Since the American boob can’t remember last week, let alone last year, and has been conditioned by 30 years of corporate/”conservative” propaganda to believe that the gub’mint is both incompetent and an implacable enemy, it’s easy to believe that Boner and his sidekick have advocated a Lay-(even)Lower strategy for this inconceivable Do-Nothing Repub Congress, and it seems this is being accepted by their elected imbeciles. We’ll see how this strategy is now communicated to the braindead base, what the base is told they will “get” out of it, and whether this will be seen as complicity or cleverness by the turds at home.

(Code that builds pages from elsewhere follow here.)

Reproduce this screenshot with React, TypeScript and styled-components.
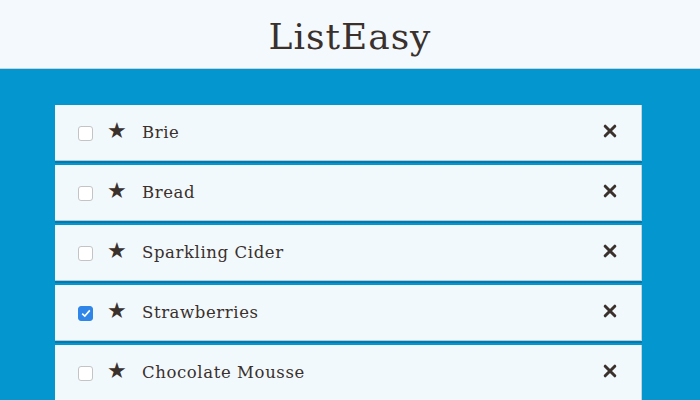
import React from "react";
import styled, { createGlobalStyle } from "styled-components";

const Global = createGlobalStyle`
  html, body { margin: 0; padding: 0; }
  body { background: #0396cf; font-family: "DejaVu Serif", "Liberation Serif", serif; overflow: hidden; }
`;

const Page = styled.div`
  width: 700px;
  height: 400px;
  display: flex;
  flex-direction: column;
  background: #0396cf;
  overflow: hidden;
`;

const Header = styled.header`
  flex-shrink: 0;
  height: 68px;
  background: #f3f9fc;
  border-bottom: 1px solid #c9d3d8;
  display: flex;
  align-items: center;
  justify-content: center;
`;

const Title = styled.h1`
  margin: 0;
  font-family: "DejaVu Serif", serif;
  font-weight: normal;
  font-size: 36px;
  letter-spacing: 1px;
  color: #3a302c;
  padding-top: 4px;
`;

const List = styled.ul`
  flex-shrink: 0;
  list-style: none;
  margin: 36px 0 0 55px;
  padding: 0;
  width: 587px;
  display: flex;
  flex-direction: column;
  gap: 4px;
`;

const Row = styled.li`
  flex-shrink: 0;
  height: 55px;
  background: #f2f9fd;
  border-right: 1px solid #c3d4de;
  border-bottom: 1px solid #b7cbd6;
  box-sizing: content-box;
  display: flex;
  align-items: center;
  padding: 0 23px 0 23px;
  box-shadow: 0 2px 0 rgba(0, 60, 100, 0.3);
`;

const Box = styled.span<{ $checked?: boolean }>`
  width: 15px;
  height: 15px;
  box-sizing: border-box;
  border-radius: 3px;
  border: 1px solid ${(p) => (p.$checked ? "#2f86e8" : "#c4c4c4")};
  background: ${(p) => (p.$checked ? "#2f86e8" : "#ffffff")};
  display: flex;
  align-items: center;
  justify-content: center;
  margin-right: 14px;
  margin-top: 2px;
`;

const Star = styled.span`
  font-size: 22px;
  color: #3a302c;
  width: 20px;
  margin-right: 15px;
  line-height: 1;
  margin-top: -4px;
`;

const Label = styled.span`
  flex: 1;
  font-family: "DejaVu Serif", serif;
  font-size: 16.5px;
  color: #3a302c;
  letter-spacing: 0.6px;
`;

const Remove = styled.span`
  width: 16px;
  height: 16px;
  display: flex;
  align-items: center;
  justify-content: center;
  margin-top: -4px;
`;

const items = [
  { name: "Brie", checked: false },
  { name: "Bread", checked: false },
  { name: "Sparkling Cider", checked: false },
  { name: "Strawberries", checked: true },
  { name: "Chocolate Mousse", checked: false },
];

export default function App() {
  return (
    <>
      <Global />
      <Page>
        <Header>
          <Title>ListEasy</Title>
        </Header>
        <List>
          {items.map((it) => (
            <Row key={it.name}>
              <Box $checked={it.checked}>
                {it.checked && (
                  <svg width="10" height="9" viewBox="0 0 10 9">
                    <path d="M1.2 4.6 L3.8 7 L8.8 1.4" fill="none" stroke="#fff" strokeWidth="1.6" />
                  </svg>
                )}
              </Box>
              <Star>★</Star>
              <Label>{it.name}</Label>
              <Remove>
                <svg width="14" height="14" viewBox="0 0 14 14">
                  <path d="M2.2 2.2 L11.8 11.8 M11.8 2.2 L2.2 11.8" stroke="#3a302c" strokeWidth="3" strokeLinecap="round" />
                </svg>
              </Remove>
            </Row>
          ))}
        </List>
      </Page>
    </>
  );
}
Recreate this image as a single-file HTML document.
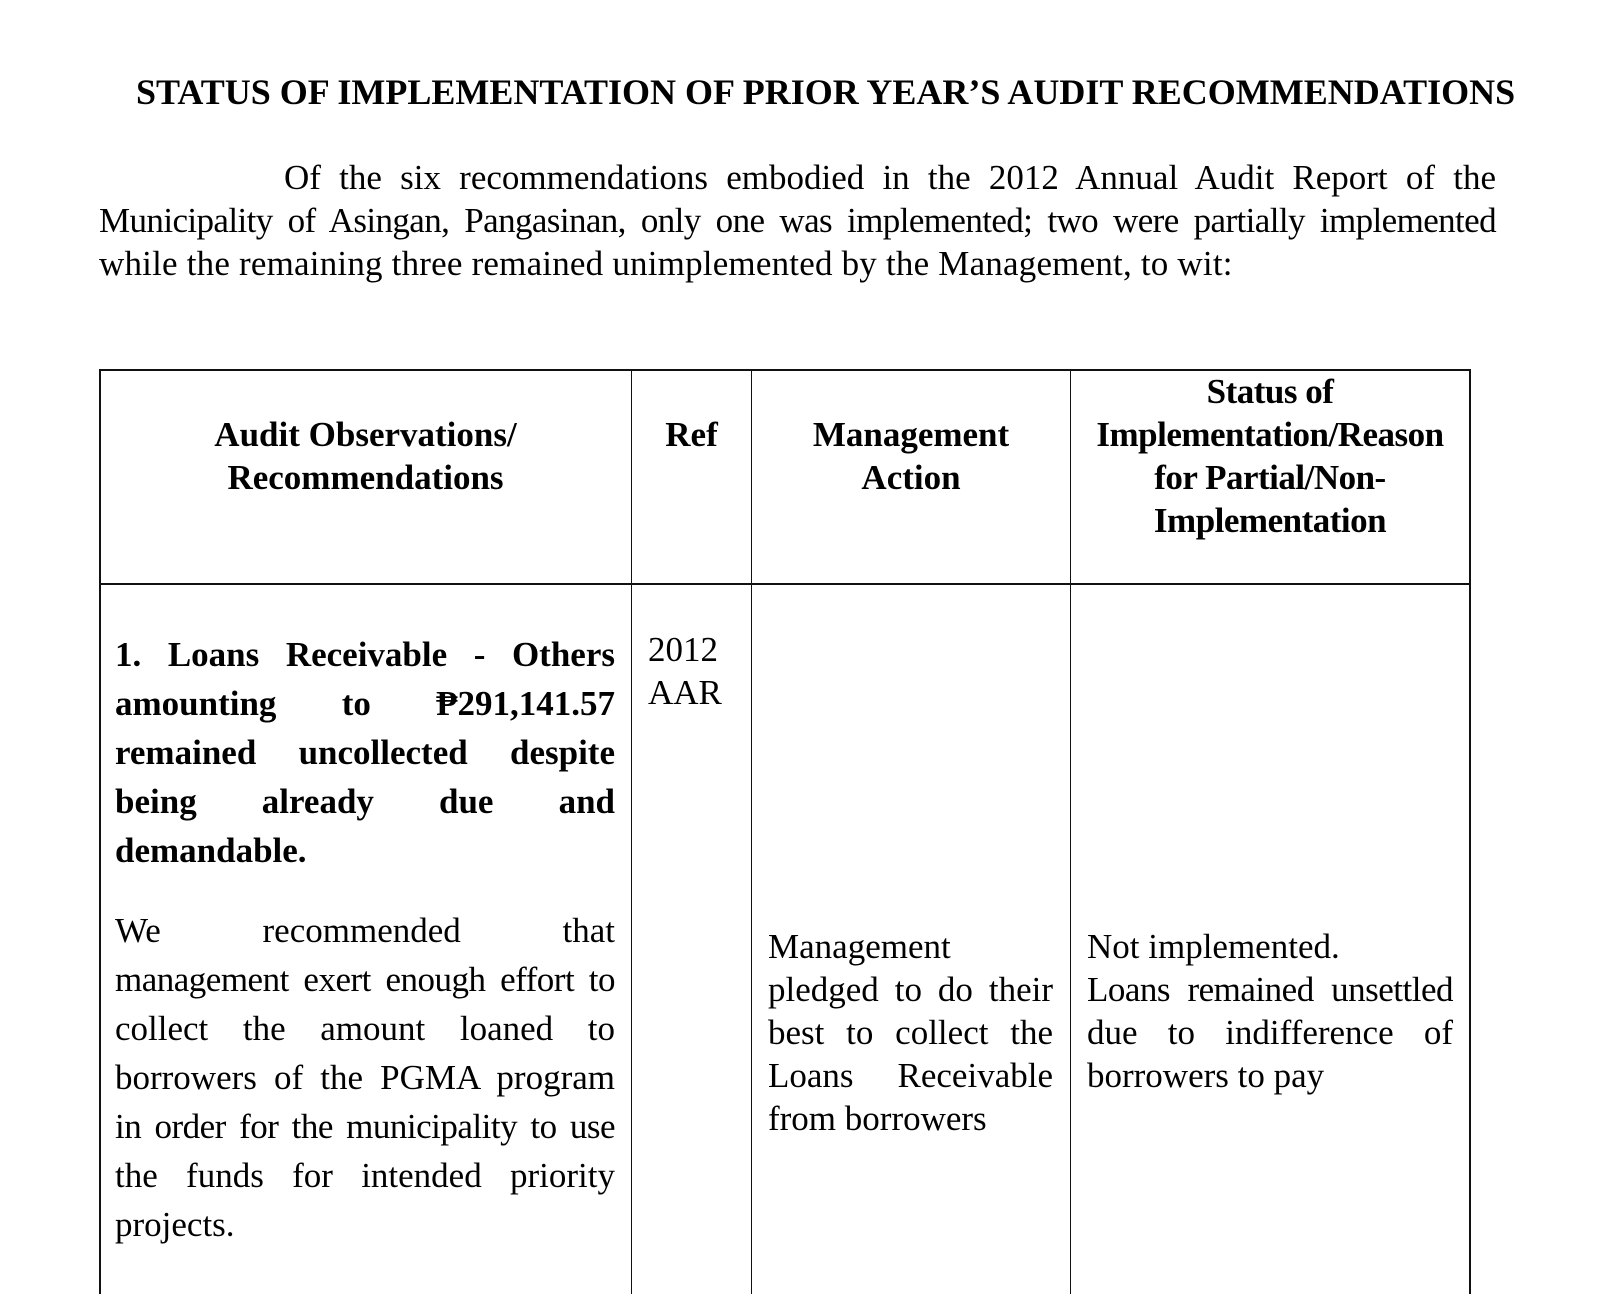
<!DOCTYPE html>
<html><head><meta charset="utf-8"><style>
body{margin:0;background:#fff;width:1598px;height:1294px;overflow:hidden;position:relative;font-family:"Liberation Serif",serif;color:#000;font-size:35px}
.a{position:absolute;white-space:nowrap}
.j{position:absolute;text-align:justify;text-align-last:justify;white-space:nowrap}
.b{font-weight:bold}
.c{position:absolute;text-align:center}
.h{position:absolute;background:#111}
</style></head><body>
<div class="a b" style="left:136px;top:71px;line-height:42px;font-size:36px">STATUS OF IMPLEMENTATION OF PRIOR YEAR’S AUDIT RECOMMENDATIONS</div>
<div class="j" style="left:284px;top:156px;width:1212px;line-height:43px">Of the six recommendations embodied in the 2012 Annual Audit Report of the</div>
<div class="j" style="left:99px;top:199px;width:1397px;line-height:43px;letter-spacing:-0.6px">Municipality of Asingan, Pangasinan, only one was implemented; two were partially implemented</div>
<div class="a" style="left:99px;top:242px;line-height:43px;letter-spacing:0.2px">while the remaining three remained unimplemented by the Management, to wit:</div>

<div class="h" style="left:99px;top:369px;width:1372px;height:2px"></div>
<div class="h" style="left:99px;top:583px;width:1372px;height:2px"></div>
<div class="h" style="left:99px;top:369px;width:2px;height:925px"></div>
<div class="h" style="left:631px;top:369px;width:1px;height:925px"></div>
<div class="h" style="left:751px;top:369px;width:1px;height:925px"></div>
<div class="h" style="left:1070px;top:369px;width:1px;height:925px"></div>
<div class="h" style="left:1469px;top:369px;width:2px;height:925px"></div>

<div class="c b" style="left:100px;width:531px;top:413px;line-height:43px">Audit Observations/<br>Recommendations</div>
<div class="c b" style="left:632px;width:119px;top:413px;line-height:43px">Ref</div>
<div class="c b" style="left:752px;width:318px;top:413px;line-height:43px">Management<br>Action</div>
<div class="c b" style="left:1071px;width:398px;top:370px;line-height:43px;letter-spacing:-0.5px">Status of<br>Implementation/Reason<br>for Partial/Non-<br>Implementation</div>

<div class="b" style="position:absolute;left:115px;top:630px;width:500px;line-height:49px">
<div style="text-align-last:justify">1. Loans Receivable - Others</div>
<div style="text-align-last:justify">amounting to ₱291,141.57</div>
<div style="text-align-last:justify">remained uncollected despite</div>
<div style="text-align-last:justify">being already due and</div>
<div>demandable.</div></div>
<div style="position:absolute;left:115px;top:906px;width:500px;line-height:49px">
<div style="text-align-last:justify">We recommended that</div>
<div style="text-align-last:justify;letter-spacing:-0.5px">management exert enough effort to</div>
<div style="text-align-last:justify">collect the amount loaned to</div>
<div style="text-align-last:justify">borrowers of the PGMA program</div>
<div style="text-align-last:justify;letter-spacing:-0.5px">in order for the municipality to use</div>
<div style="text-align-last:justify">the funds for intended priority</div>
<div>projects.</div></div>
<div class="a" style="left:648px;top:628px;line-height:43px">2012<br>AAR</div>
<div style="position:absolute;left:768px;top:925px;width:285px;line-height:43px">
<div>Management</div>
<div style="text-align-last:justify">pledged to do their</div>
<div style="text-align-last:justify">best to collect the</div>
<div style="text-align-last:justify">Loans Receivable</div>
<div>from borrowers</div></div>
<div style="position:absolute;left:1087px;top:925px;width:366px;line-height:43px">
<div>Not implemented.</div>
<div style="text-align-last:justify;letter-spacing:-0.5px">Loans remained unsettled</div>
<div style="text-align-last:justify">due to indifference of</div>
<div>borrowers to pay</div></div>
</body></html>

I sure hope they believe that not-lift-a-finger story as the voter registration wave takes shape around them. Some complacency on their part would be advantageous right now.
Boehner wouldn’t have played this card unless he was willing to lose this hand.
It will be fascinating to watch not just Rep leadership on this but the private sector deep pockets. First they realize they have Chris Christie out in front for the Gov’s and now they have Boehner throwing sand.
So much money, so little leadership.